Now let’s measure the first qubit - guess what we’ll get?

If the function f(x) is constant, from t0 to t3 the first qubit will go through a \(\pm I\) gate. So after t3 it will be at \(\pm|0\rangle\) state, and we’ll get a 0 from measurement.

If the function f(x) is balanced, the first qubit will go through a \(\pm X\) gate from t0 to t3. So after t3 it will be at \(\pm |1\rangle\) state, and we’ll get a 1 from measurement.

Now we know how quantum computing solves Deutsch Problem with just one run!

What do we learn from this journey? We can see that superposition played a crucial role in solving the Deutsch Problem with just one run. By putting our qubits into superpositions and feeding them into \(U_f\), we sort of examined all 4 possibilities simultaneously and turned f(x)’s attribute into the global phase of our system state. We then revealed the phase using transformations (\(HIH=I\) and \(HZH=X\)) and read it out from measurement.

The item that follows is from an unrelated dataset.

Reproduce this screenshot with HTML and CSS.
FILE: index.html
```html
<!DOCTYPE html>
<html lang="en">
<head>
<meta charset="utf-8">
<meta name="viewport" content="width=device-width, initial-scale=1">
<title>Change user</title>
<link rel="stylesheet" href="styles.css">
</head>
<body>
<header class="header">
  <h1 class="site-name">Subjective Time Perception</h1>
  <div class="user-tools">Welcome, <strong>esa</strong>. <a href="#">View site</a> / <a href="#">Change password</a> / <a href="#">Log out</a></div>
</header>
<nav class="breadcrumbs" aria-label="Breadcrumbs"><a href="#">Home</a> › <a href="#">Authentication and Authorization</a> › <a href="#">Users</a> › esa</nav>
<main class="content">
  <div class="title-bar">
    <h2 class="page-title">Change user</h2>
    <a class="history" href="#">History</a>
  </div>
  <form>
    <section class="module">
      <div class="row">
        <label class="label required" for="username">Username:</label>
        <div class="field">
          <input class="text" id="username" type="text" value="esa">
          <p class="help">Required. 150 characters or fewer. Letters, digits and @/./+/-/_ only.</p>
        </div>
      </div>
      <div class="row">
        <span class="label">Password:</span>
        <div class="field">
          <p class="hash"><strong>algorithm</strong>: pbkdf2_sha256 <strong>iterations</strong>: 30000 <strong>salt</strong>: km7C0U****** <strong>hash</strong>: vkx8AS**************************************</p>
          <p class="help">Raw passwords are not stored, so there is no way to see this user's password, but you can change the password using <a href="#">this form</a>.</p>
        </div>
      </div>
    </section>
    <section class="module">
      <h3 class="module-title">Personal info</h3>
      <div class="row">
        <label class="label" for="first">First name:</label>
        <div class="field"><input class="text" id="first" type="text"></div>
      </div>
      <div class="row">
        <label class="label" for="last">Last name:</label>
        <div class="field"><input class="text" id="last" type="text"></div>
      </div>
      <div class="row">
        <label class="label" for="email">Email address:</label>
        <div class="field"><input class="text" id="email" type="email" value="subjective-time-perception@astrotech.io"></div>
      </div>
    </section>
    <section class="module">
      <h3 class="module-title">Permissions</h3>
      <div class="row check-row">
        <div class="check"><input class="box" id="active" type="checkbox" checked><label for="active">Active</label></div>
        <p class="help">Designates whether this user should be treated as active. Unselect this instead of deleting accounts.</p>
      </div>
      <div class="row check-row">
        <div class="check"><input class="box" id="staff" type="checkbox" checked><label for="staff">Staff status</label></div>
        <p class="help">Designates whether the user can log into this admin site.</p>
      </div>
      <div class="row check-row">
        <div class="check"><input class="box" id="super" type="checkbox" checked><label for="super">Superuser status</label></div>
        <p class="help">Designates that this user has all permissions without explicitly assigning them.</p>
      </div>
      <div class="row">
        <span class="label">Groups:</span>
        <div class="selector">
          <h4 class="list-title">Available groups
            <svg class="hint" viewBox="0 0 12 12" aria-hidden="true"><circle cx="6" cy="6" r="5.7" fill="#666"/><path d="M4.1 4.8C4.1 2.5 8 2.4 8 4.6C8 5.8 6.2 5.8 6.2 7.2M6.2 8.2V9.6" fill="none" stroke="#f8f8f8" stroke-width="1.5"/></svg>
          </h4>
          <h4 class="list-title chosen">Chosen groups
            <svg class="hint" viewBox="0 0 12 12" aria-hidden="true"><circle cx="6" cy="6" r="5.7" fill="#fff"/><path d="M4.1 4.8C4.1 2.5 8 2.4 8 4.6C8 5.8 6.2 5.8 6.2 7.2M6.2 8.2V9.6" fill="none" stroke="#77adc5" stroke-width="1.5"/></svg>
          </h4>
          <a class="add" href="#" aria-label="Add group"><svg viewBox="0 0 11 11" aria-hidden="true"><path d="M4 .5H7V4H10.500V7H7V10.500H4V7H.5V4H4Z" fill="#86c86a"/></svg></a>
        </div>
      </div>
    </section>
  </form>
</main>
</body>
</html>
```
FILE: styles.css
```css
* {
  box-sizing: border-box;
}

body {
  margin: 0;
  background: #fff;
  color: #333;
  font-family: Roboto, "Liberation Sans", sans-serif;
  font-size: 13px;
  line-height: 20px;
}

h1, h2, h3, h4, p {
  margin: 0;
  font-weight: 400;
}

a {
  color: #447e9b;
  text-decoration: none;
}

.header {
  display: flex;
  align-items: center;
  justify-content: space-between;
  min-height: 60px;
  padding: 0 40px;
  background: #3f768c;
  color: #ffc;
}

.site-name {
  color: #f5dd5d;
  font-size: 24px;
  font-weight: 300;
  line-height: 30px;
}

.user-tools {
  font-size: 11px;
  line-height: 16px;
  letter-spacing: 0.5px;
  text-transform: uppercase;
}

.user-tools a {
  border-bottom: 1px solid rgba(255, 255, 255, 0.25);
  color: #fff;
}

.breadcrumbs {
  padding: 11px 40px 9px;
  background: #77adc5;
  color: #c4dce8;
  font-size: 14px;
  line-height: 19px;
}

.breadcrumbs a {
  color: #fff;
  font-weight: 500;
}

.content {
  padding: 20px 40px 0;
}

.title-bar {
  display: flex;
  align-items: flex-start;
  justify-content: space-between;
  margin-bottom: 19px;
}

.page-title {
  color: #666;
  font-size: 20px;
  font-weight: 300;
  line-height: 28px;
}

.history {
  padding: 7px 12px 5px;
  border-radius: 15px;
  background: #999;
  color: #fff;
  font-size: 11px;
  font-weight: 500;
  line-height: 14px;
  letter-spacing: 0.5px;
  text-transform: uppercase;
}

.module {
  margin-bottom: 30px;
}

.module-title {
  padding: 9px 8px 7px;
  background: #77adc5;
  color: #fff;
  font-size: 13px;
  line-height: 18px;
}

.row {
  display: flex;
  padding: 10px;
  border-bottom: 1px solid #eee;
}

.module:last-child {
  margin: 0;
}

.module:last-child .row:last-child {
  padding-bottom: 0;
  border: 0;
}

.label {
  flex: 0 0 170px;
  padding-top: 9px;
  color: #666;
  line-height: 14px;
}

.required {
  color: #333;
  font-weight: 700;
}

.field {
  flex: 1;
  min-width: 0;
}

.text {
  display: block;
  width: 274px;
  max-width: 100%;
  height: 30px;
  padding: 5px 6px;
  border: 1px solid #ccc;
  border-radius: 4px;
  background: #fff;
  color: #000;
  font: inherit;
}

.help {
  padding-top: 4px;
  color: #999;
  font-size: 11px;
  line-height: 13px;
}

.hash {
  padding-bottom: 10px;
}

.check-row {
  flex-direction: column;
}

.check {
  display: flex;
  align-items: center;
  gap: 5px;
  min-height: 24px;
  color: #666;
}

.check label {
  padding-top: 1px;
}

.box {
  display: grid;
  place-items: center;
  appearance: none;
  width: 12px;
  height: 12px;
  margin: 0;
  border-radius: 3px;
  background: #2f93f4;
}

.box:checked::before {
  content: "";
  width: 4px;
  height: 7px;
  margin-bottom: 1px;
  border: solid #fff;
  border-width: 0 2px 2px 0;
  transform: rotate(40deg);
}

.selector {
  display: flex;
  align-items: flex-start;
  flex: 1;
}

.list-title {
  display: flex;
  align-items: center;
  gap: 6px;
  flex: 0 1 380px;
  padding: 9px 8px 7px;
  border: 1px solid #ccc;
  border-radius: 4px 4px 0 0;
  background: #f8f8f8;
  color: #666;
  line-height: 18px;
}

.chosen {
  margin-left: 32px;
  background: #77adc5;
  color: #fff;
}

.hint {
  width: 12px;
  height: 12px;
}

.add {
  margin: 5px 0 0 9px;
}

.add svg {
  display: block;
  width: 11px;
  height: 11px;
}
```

“Evaluation twice vs. run circuit once” might seem trivial to you. But think about it - what if we expand the input (number of bits) to the problem? On a classical computer, the number of evaluations will grow exponentially (well, if we want to be 100% sure about the answer). But with quantum computer we’ll still only need to run the circuit once!

One question you may still have is: How does the person who gives us function f(x) contruct the corresponding \(U_f\) (a block of quantum circuit)? This is particularly important if you want to simulate the problem - after all, you need \(U_f\) to build your circuit.

This can be done by examining the truth table of \(U_f\). For example, if the person wants to give us a balanced function \(f(x)=x\), the truth table of f(x) and \(U_f\) will be like this:

Table 1: Truth table for f(x)=x

x	0	1
f(x)	0	1
\(y\oplus f(x)\)	\(y\oplus 0 = y\)	\(y\oplus 1 = \bar{y}\)

So y is inversed if x is 1 and unchanged otherwise. Apparently \(U_f\) for this function can be implemented with a CNOT gate:

\(U_f\) for other 1-bit functions can be constructed in a similar way.